_Description of the task_:
Copy out all lines carrying the word "this".

_Listed records_:
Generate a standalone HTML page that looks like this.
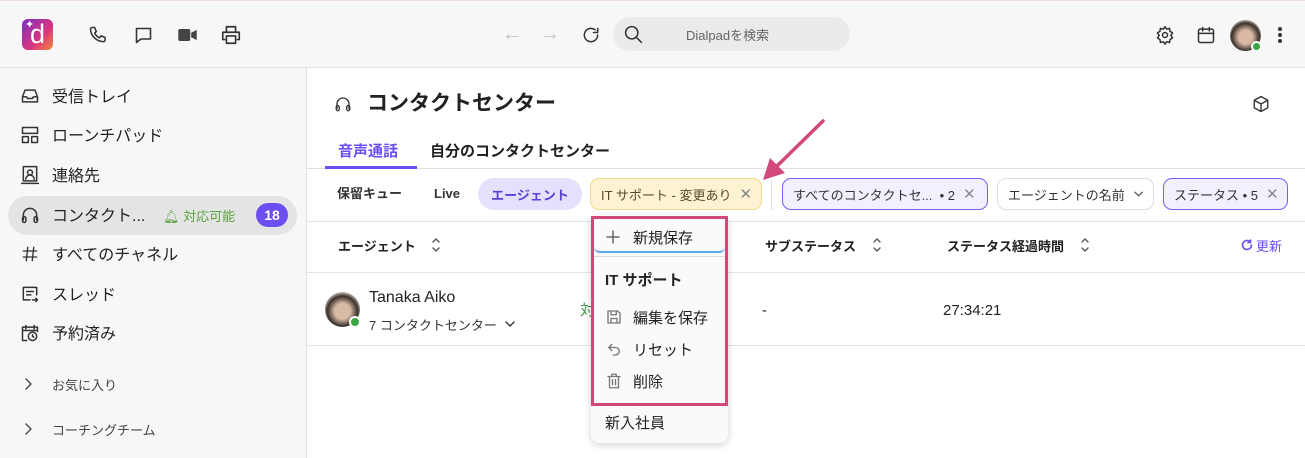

---

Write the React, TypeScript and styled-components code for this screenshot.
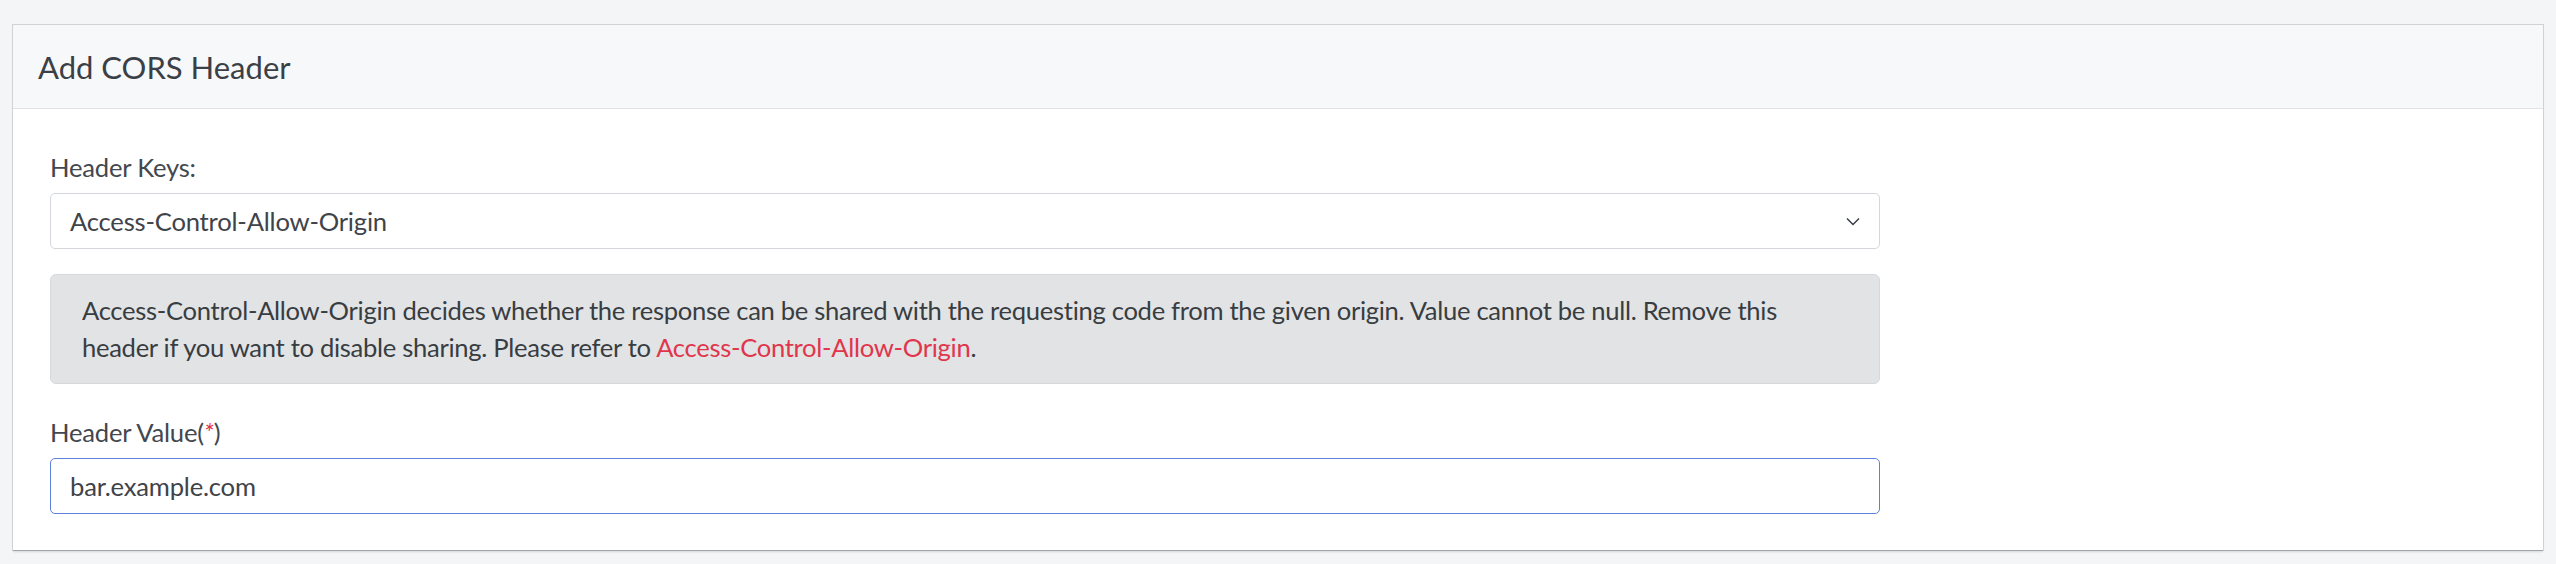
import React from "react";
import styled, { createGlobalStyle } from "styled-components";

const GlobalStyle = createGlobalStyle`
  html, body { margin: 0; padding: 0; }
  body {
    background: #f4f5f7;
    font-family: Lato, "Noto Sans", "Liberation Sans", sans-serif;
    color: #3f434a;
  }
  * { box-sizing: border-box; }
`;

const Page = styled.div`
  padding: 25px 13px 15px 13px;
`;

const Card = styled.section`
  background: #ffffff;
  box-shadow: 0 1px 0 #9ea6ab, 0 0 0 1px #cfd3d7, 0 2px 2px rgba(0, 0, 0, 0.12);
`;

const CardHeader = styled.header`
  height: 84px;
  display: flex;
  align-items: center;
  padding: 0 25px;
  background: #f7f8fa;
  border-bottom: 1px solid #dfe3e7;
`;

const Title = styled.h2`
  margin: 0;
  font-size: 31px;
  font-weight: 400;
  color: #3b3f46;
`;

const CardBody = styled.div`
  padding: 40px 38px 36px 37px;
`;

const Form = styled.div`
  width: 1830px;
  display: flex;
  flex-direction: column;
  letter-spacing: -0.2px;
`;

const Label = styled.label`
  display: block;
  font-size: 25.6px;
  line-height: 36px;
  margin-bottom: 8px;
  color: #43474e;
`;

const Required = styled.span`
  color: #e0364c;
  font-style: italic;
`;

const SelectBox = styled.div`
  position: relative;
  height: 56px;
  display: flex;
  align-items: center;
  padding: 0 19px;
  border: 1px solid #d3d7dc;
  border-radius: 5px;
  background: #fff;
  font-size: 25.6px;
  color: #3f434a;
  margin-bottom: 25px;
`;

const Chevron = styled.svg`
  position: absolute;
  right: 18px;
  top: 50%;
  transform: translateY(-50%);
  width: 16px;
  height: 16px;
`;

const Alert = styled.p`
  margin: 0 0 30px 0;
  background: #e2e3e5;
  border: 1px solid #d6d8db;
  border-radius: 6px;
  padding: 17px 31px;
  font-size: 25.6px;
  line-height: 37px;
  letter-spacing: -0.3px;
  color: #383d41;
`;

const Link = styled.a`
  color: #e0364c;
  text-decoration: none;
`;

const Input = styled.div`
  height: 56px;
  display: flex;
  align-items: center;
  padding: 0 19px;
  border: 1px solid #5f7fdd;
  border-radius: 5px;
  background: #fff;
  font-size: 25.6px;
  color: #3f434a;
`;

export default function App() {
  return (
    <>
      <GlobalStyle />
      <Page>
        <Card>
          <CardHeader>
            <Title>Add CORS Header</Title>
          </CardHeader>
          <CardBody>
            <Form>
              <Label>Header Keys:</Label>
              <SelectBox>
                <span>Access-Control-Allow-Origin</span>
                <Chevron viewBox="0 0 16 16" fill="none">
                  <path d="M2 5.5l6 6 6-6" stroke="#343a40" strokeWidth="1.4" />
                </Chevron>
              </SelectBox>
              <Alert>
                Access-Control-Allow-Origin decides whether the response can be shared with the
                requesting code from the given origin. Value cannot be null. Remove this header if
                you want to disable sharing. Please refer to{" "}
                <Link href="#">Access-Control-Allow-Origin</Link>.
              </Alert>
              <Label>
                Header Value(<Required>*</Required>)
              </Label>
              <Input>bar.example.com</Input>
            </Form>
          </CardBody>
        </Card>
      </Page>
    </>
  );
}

_Solution to the problem_:
Generate a standalone HTML page that looks like this.
Write the React, TypeScript and styled-components code for this screenshot.
                requesting code from the given origin. Value cannot be null. Remove this header if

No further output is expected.